In terms of the ESA, I conclude that its vacation provisions are not applicable to Crown employees. A number of other provisions of the ESA apply to Crown employees, but not the vacation provisions. I also conclude that there is nothing in the ESA which precludes or prohibits this Employer from deducting an employee’s excess vacation under Article 46.5 of the collective agreement.
In addition, I note that Section 41 of the ESA, specifically provides that while an employee may forego taking his or her vacation, the employer is not allowed to forego paying vacation pay. The requirement to pay for the unused vacation time is explicit. In contrast, the only explicit requirement to pay for unused vacation time is found in Article 46.11 when an employee leaves the public service or qualifies for LTIP. There is no similar payment requirement in Article 46.5 in regard to unused vacation in excess of the maximum of one year’s accrual. Further, the purpose of Article 46.5 is to require employees to take their vacation time up to the maximum they may accrue it, not forego it. Implicit in Article 46.5 is that unless an employee reduces his or her accumulated vacation to the maximum of one year’s accrual by December 31, they will lose it.

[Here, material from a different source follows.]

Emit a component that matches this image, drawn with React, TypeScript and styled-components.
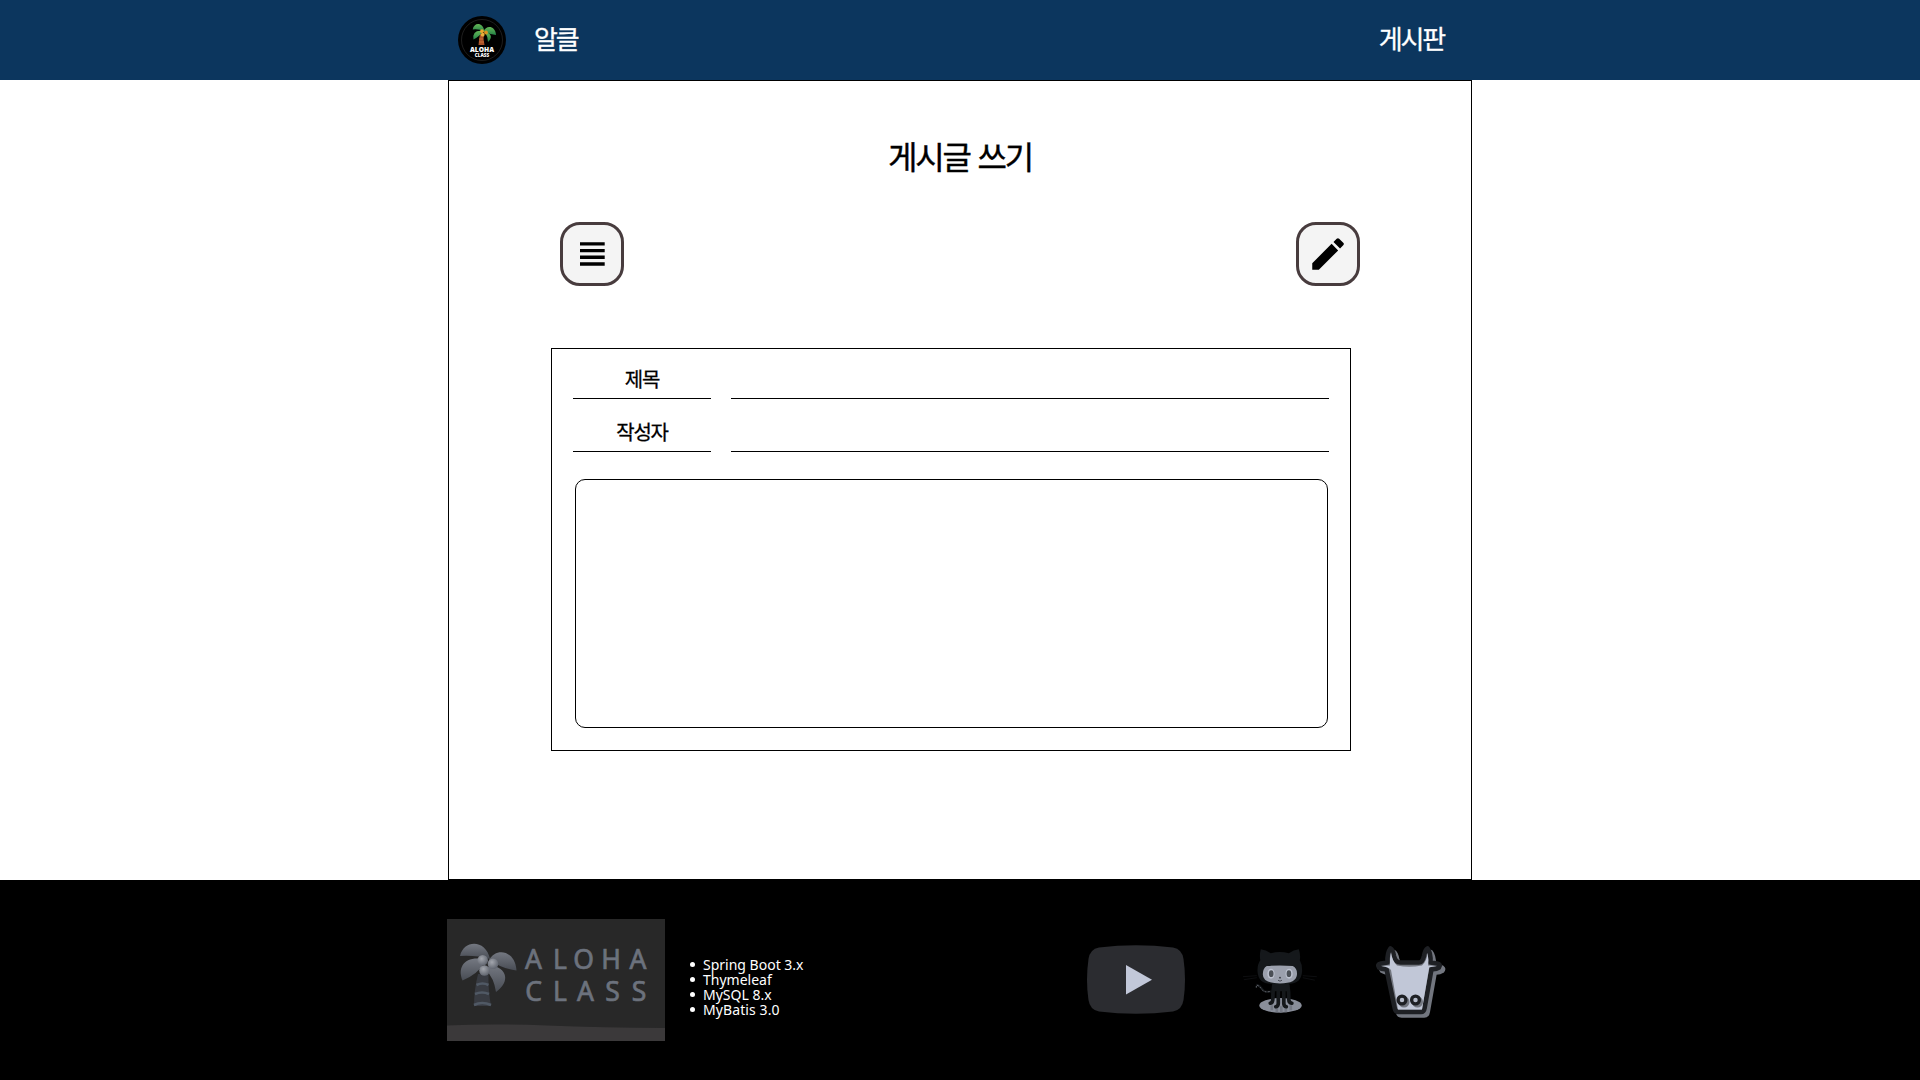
import React from 'react';
import styled, { createGlobalStyle } from 'styled-components';

const GlobalStyle = createGlobalStyle`
  * { box-sizing: border-box; }
  body { margin: 0; background: #fff; font-family: "Noto Sans CJK KR", sans-serif; color: #000; }
`;

const Page = styled.div`
  height: 1080px;
  display: flex;
  flex-direction: column;
  overflow: hidden;
`;

const Header = styled.header`
  height: 80px;
  background: #0c365e;
  display: flex;
  justify-content: center;
`;

const Nav = styled.nav`
  width: 1024px;
  display: flex;
  align-items: center;
  padding: 0 28px 0 10px;
`;

const NavLink = styled.a<{ $push?: boolean }>`
  color: #fff;
  font-size: 26px;
  line-height: 40px;
  letter-spacing: -2.2px;
  -webkit-text-stroke: 0.3px #fff;
  padding-bottom: 4px;
  margin-left: ${(p) => (p.$push ? 'auto' : '28px')};
`;

const Main = styled.main`
  width: 1024px;
  height: 800px;
  margin: 0 auto;
  border: 1px solid #000;
  padding-top: 50px;
  display: flex;
  flex-direction: column;
`;

const Title = styled.h1`
  margin: 0;
  text-align: center;
  font-size: 32px;
  font-weight: 400;
  line-height: 48px;
  letter-spacing: -2.2px;
  word-spacing: 3px;
  -webkit-text-stroke: 0.4px #000;
`;

const Toolbar = styled.div`
  display: flex;
  justify-content: space-between;
  padding: 0 111px;
  margin-top: 43px;
`;

const IconButton = styled.button`
  width: 64px;
  height: 64px;
  padding: 0;
  border: 3px solid #483c3e;
  border-radius: 20px;
  background: #f4f4f4;
  display: grid;
  place-items: center;
`;

const Form = styled.form`
  width: 800px;
  height: 403px;
  margin: 62px 0 0 102px;
  border: 1px solid #000;
  padding: 0 21px;
  display: flex;
  flex-direction: column;
`;

const Row = styled.div<{ $h: number }>`
  display: flex;
  gap: 20px;
  height: ${(p) => p.$h}px;
  align-items: flex-end;
`;

const Label = styled.label`
  width: 138px;
  height: 37px;
  border-bottom: 1px solid #000;
  text-align: center;
  font-size: 20px;
  font-weight: 400;
  line-height: 34px;
  letter-spacing: -1.2px;
  -webkit-text-stroke: 0.3px #000;
`;

const Input = styled.input`
  flex: 1;
  min-width: 0;
  height: 37px;
  border: 0;
  border-bottom: 1px solid #000;
  outline: none;
  background: transparent;
`;

const Content = styled.textarea`
  margin: 27px 2px 0;
  width: 753px;
  height: 249px;
  border: 1px solid #000;
  border-radius: 10px;
  resize: none;
  outline: none;
  background: transparent;
`;

const Footer = styled.footer`
  height: 200px;
  background: #000;
  display: flex;
  justify-content: center;
`;

const FooterInner = styled.div`
  width: 1026px;
  display: flex;
  align-items: center;
`;

const StackList = styled.ul`
  margin: 13px 0 0 20px;
  padding: 0;
  list-style: none;
  color: #fff;
  font-family: "Noto Sans", "Noto Sans CJK KR", sans-serif;
  font-size: 14px;
  line-height: 15px;
`;

const StackItem = styled.li<{ $spacing: number }>`
  display: flex;
  align-items: center;
  white-space: nowrap;
  letter-spacing: ${(p) => p.$spacing}px;
  &::before {
    content: '';
    width: 5px;
    height: 5px;
    border-radius: 50%;
    background: #fff;
    margin: 0 8px 0 5px;
  }
`;

const Socials = styled.div`
  margin: 0 27px 0 auto;
  display: flex;
  align-items: center;
`;

const Drawing = styled.svg<{ $ml?: number; $mb?: number }>`
  display: block;
  flex: none;
  margin-left: ${(p) => p.$ml ?? 0}px;
  margin-bottom: ${(p) => p.$mb ?? 0}px;
`;

function AlohaBadge() {
  return (
    <Drawing width="48" height="48" viewBox="0 0 48 48">
      <defs>
        <linearGradient id="leaf" x1="0" y1="0" x2="0" y2="1">
          <stop offset="0" stopColor="#65b657" />
          <stop offset="1" stopColor="#238247" />
        </linearGradient>
      </defs>
      <circle cx="24" cy="24" r="24" fill="#000" />
      <circle cx="24" cy="24" r="20.5" fill="none" stroke="#333" strokeWidth=".6" />
      <path d="M22 18h4l-.5 5 1 6h-6q.5-6 1.500-11Z" fill="#a85127" />
      <path d="M21.300 23h4M21 26h5" stroke="#d37a3d" strokeWidth=".8" />
      <g fill="url(#leaf)">
        <path d="M14.700 13.500C16 6 25 6 26.500 15.500Q20 12.500 14.700 13.500Z" />
        <path d="M25.500 15.500C28 8.500 37.500 9.500 38 19Q31 18 25.500 15.500Z" />
        <path d="M25 15Q14 13.500 15.500 23.500Q21 21 25 15Z" />
        <path d="M27 16C34 17 34.500 22.500 30 26Q30 21 27 16Z" />
      </g>
      <circle cx="24" cy="15.200" r="1.900" fill="#e9a82c" />
      <circle cx="28" cy="16.500" r="1.900" fill="#dc9420" />
      <circle cx="24.700" cy="18.700" r="1.900" fill="#eab13b" />
      <g fill="#fff" fontFamily="Open Sans, sans-serif" fontWeight="800" textAnchor="middle">
        <text x="24" y="36.200" fontSize="7.400" textLength="24" lengthAdjust="spacingAndGlyphs">ALOHA</text>
        <text x="24" y="41.200" fontSize="5.200" textLength="14.500" lengthAdjust="spacingAndGlyphs">CLASS</text>
      </g>
    </Drawing>
  );
}

function AlohaBanner() {
  return (
    <Drawing width="218" height="122" viewBox="0 0 218 122">
      <defs>
        <linearGradient id="frond" x1="0" y1="0" x2="0" y2="1">
          <stop offset="0" stopColor="#747881" />
          <stop offset="1" stopColor="#484c54" />
        </linearGradient>
        <radialGradient id="nut" cx=".4" cy=".35" r=".7">
          <stop offset="0" stopColor="#a3a6ad" />
          <stop offset="1" stopColor="#5c616b" />
        </radialGradient>
      </defs>
      <path d="M0 0h218v122H0Z" fill="#282828" />
      <path d="M0 106.500Q45 104.500 100 106.500T218 109v13H0Z" fill="#3b393a" />
      <path d="M31 55h10.500q-.5 15 2.500 32H27q0-16 4-32Z" fill="#383b42" />
      <path d="M29.500 66q6-3 12 0M28 75q7-3 14 0M27 86q8-4 17 0" fill="none" stroke="#505965" strokeWidth="2.600" />
      <g fill="url(#frond)">
        <path d="M13 37C17 20 39 20.500 43 40Q29 36 13 37Z" />
        <path d="M42 41C49 28 68 31 69.500 51.500Q56 50 42 41Z" />
        <path d="M36 40C17 37 10 49 15.500 61.500Q31 55 38 43Z" />
        <path d="M43 46C61 49 63 63 49 73Q47 59 39 51Z" />
      </g>
      <circle cx="35.700" cy="41.300" r="5.300" fill="url(#nut)" />
      <circle cx="46" cy="44.800" r="5.300" fill="url(#nut)" />
      <circle cx="37.500" cy="51.500" r="5.300" fill="url(#nut)" />
      <g
        fill="#6c727d"
        stroke="#6c727d"
        strokeWidth=".7"
        fontFamily="Noto Sans, sans-serif"
        fontSize="26.500"
        textAnchor="middle"
      >
        <text y="50.300" x="86.500 113 136.700 164 191">ALOHA</text>
        <text y="81.700" x="86.500 113 138.500 165.500 192">CLASS</text>
      </g>
    </Drawing>
  );
}

function YouTubeMark() {
  return (
    <Drawing width="98" height="69" viewBox="0 0 98 69" $mb={2}>
      <path d="M12 2.500Q49-2 86 2.500Q95 4 96.500 14Q99.500 35 96.500 55Q95 65 86 66.500Q49 71 12 66.500Q3 65 1.500 55Q-1.500 35 1.500 14Q3 4 12 2.500Z" fill="#2b2c30" />
      <path d="M39 20v29.500L65 34.700Z" fill="#c2c8d9" />
    </Drawing>
  );
}

function Octocat() {
  return (
    <Drawing $ml={58} width="76" height="70" viewBox="0 0 76 70">
      <g transform="translate(-1.200 .2)">
        <ellipse cx="38.700" cy="60.200" rx="21.200" ry="7.300" fill="#898e9a" />
        <path d="M30 60v5M35 61v6M39.500 61v6M44 61v6M49 60v5" stroke="#737883" strokeWidth="2.600" />
        <path d="M32 40Q31 46 31 54Q31 57.500 28.500 58M36.500 41v17Q36.500 61 34 61.500M42 41v17Q42 61 44.500 61.500M46 40Q47 46 47 54Q47 57.500 50 58" fill="none" stroke="#15181b" strokeWidth="3.700" strokeLinecap="round" />
        <path d="M31 37h16l.5 9h-17Z" fill="#15181b" />
        <path d="M30 46Q23 48 20.500 44Q18 40 14.500 39.500" fill="none" stroke="#15181b" strokeWidth="2" />
        <path d="M14.500 42.500v-2.500Q17 40 19.500 43.500Q22 48 29 46" fill="none" stroke="#7a7e87" strokeWidth=".8" strokeDasharray="1.800 1.500" />
        <path d="M19 4Q24 4.500 29 8Q38 5.500 47 8Q52 4.500 57 4Q59 10 58 15Q60.500 19 60.300 26Q59.500 38.500 47 38.500H29Q16.500 38.500 15.700 26Q15.500 19 18.500 15Q17.500 10 19 4Z" fill="#15181b" />
        <path d="M25 20.800Q38 19.800 51 20.800Q55.500 23 55.200 29Q55 38.200 38 38.200Q21 38.200 21 29Q21 23 25 20.800Z" fill="#9ba0ad" />
        <ellipse cx="29.200" cy="28.500" rx="3.600" ry="5" fill="#bcc1cf" />
        <ellipse cx="47.300" cy="28.500" rx="3.600" ry="5" fill="#bcc1cf" />
        <ellipse cx="29.400" cy="28.500" rx="2.300" ry="3.400" fill="#4b5057" />
        <ellipse cx="47.100" cy="28.500" rx="2.300" ry="3.400" fill="#4b5057" />
        <circle cx="38.200" cy="32.500" r=".9" fill="#33363d" />
        <path d="M36.200 35q2 2 4 0" fill="none" stroke="#33363d" strokeWidth=".8" />
        <path d="M1 31.500l14-1M2 34.500l13-2M61 30.500l14 1M61 32.500l12 2.500" stroke="#101214" strokeWidth=".8" />
      </g>
    </Drawing>
  );
}

const cowPath =
  'M30.500 18.500Q33 20 34 26Q35.500 32.500 40.500 32.500H59Q62.500 32.500 64 26Q65 20 67.500 18.500Q71 23 70.500 32.500L77 33.500Q81.500 34.500 79 37.500Q76 39.500 71.500 39L64.500 78.500Q64 82 61 82H38.500Q35.500 82 34.800 78.500L26.500 39Q22 39.500 19 37.500Q16.500 34.500 21 33.500L27.500 32.500Q27 23 30.500 18.500Z';

function CowMark() {
  return (
    <Drawing $ml={53} width="74" height="76" viewBox="12 12 74 76">
      <g strokeLinejoin="round">
        <path d={cowPath} transform="translate(3.200 3.500)" fill="#72767f" stroke="#72767f" strokeWidth="4.500" />
        <path d={cowPath} fill="#72767f" stroke="#1e2024" strokeWidth="4.600" />
        <path d="M31 22Q32 31 37 35.500Q49 38 62 35.500Q67 31 67.500 23Q69 30 68 35.500L76 36Q70 37.500 69.300 37L62 79.500H38L31 40Q29 37.500 22 36L30 35.500Q29.500 29 31 22Z" fill="#c1c7d7" />
        <circle cx="44" cy="72" r="5.500" fill="#72767f" />
        <circle cx="57.500" cy="72" r="5.500" fill="#72767f" />
        <circle cx="42" cy="70" r="3.900" fill="#b4bac8" stroke="#1e2024" strokeWidth="3.300" />
        <circle cx="55.500" cy="70" r="3.900" fill="#b4bac8" stroke="#1e2024" strokeWidth="3.300" />
      </g>
    </Drawing>
  );
}

const stack = [
  { name: 'Spring Boot 3.x', spacing: 0 },
  { name: 'Thymeleaf', spacing: 0 },
  { name: 'MySQL 8.x', spacing: 0 },
  { name: 'MyBatis 3.0', spacing: 0.1 },
];

export default function App() {
  return (
    <Page>
      <GlobalStyle />
      <Header>
        <Nav>
          <AlohaBadge />
          <NavLink>알클</NavLink>
          <NavLink $push>게시판</NavLink>
        </Nav>
      </Header>
      <Main>
        <Title>게시글 쓰기</Title>
        <Toolbar>
          <IconButton type="button" aria-label="목록">
            <Drawing width="26" height="26" viewBox="0 0 26 26">
              <path d="M1 1.200h24.700v3.400H1ZM1 7.900h24.700v3.400H1ZM1 14.600h24.700v3.400H1ZM1 21.300h24.700v3.400H1Z" />
            </Drawing>
          </IconButton>
          <IconButton type="button" aria-label="쓰기">
            <Drawing width="42" height="42" viewBox="0 0 24 24">
              <path d="M3 17.250V21h3.750L17.810 9.940l-3.750-3.750L3 17.250zM20.710 7.040a.996.996 0 0 0 0-1.410l-2.340-2.340a.996.996 0 0 0-1.410 0l-1.830 1.830 3.750 3.750 1.830-1.830z" />
            </Drawing>
          </IconButton>
        </Toolbar>
        <Form>
          <Row $h={50}>
            <Label htmlFor="title">제목</Label>
            <Input id="title" />
          </Row>
          <Row $h={53}>
            <Label htmlFor="writer">작성자</Label>
            <Input id="writer" />
          </Row>
          <Content />
        </Form>
      </Main>
      <Footer>
        <FooterInner>
          <AlohaBanner />
          <StackList>
            {stack.map((s) => (
              <StackItem key={s.name} $spacing={s.spacing}>
                {s.name}
              </StackItem>
            ))}
          </StackList>
          <Socials>
            <YouTubeMark />
            <Octocat />
            <CowMark />
          </Socials>
        </FooterInner>
      </Footer>
    </Page>
  );
}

I also conclude, based on the evidence, that no representation was made by Mr. Doucet that the grievor could use his excess vacation time from 2000 later in 2001. It is understandable why the grievor thought Mr. Doucet was referring to the excess vacation time since his January 12, 2001 request for two weeks off specifically referred to reducing his “excess vacation carryover”, the evidence shows that Mr. Doucet was referring to his general vacation entitlement (and the 20 days the grievor could properly carry over) for 2001. Further, the evidence is clear that the grievor did not rely on any such representation by Mr. Doucet. If he had, he would not have been sending e-mails to Karen Kinke in April asking whether his request for carryover had been approved or not.
Finally, I conclude on the facts of this case that the employer’s decision not to approve the grievor’s request to carry over his excess vacation days was reasonable. The evidence showed that the grievor was specifically advised that he had to use his excess vacation time in 2000, or risk losing it. He was specifically told in October that he had to reduce his excess time and submit a plan to that effect. He did not do so. When he requested the carryover, he was told that he would have to submit a plan to reduce his vacation time (which, if he had been granted the 11.18 day carryover would have amounted to 51.18 vacation days, 31.18 of which he would have had to use by December 31), as well as an explanation as to why he was unable to use his vacation time in 2000. The plan he did provide was deemed inadequate and no explanation was provided. Under these specific circumstances, management’s decision to deny the request appears to be reasonable.
The situation in which management approved vacation carryover for another employee is distinguishable. In that case, the employee had substantially reduced his excess vacation time during the year but could not take the last six days due to operational requirements. With Mr. Brochu, there was no reason provided as to why his excess vacation credits were not taken in 2000.
Accordingly, based on the specific facts of this case, I conclude that there was no violation of the collective agreement and the grievance must be dismissed.
Dated at Toronto, this 14th day of January, 2002.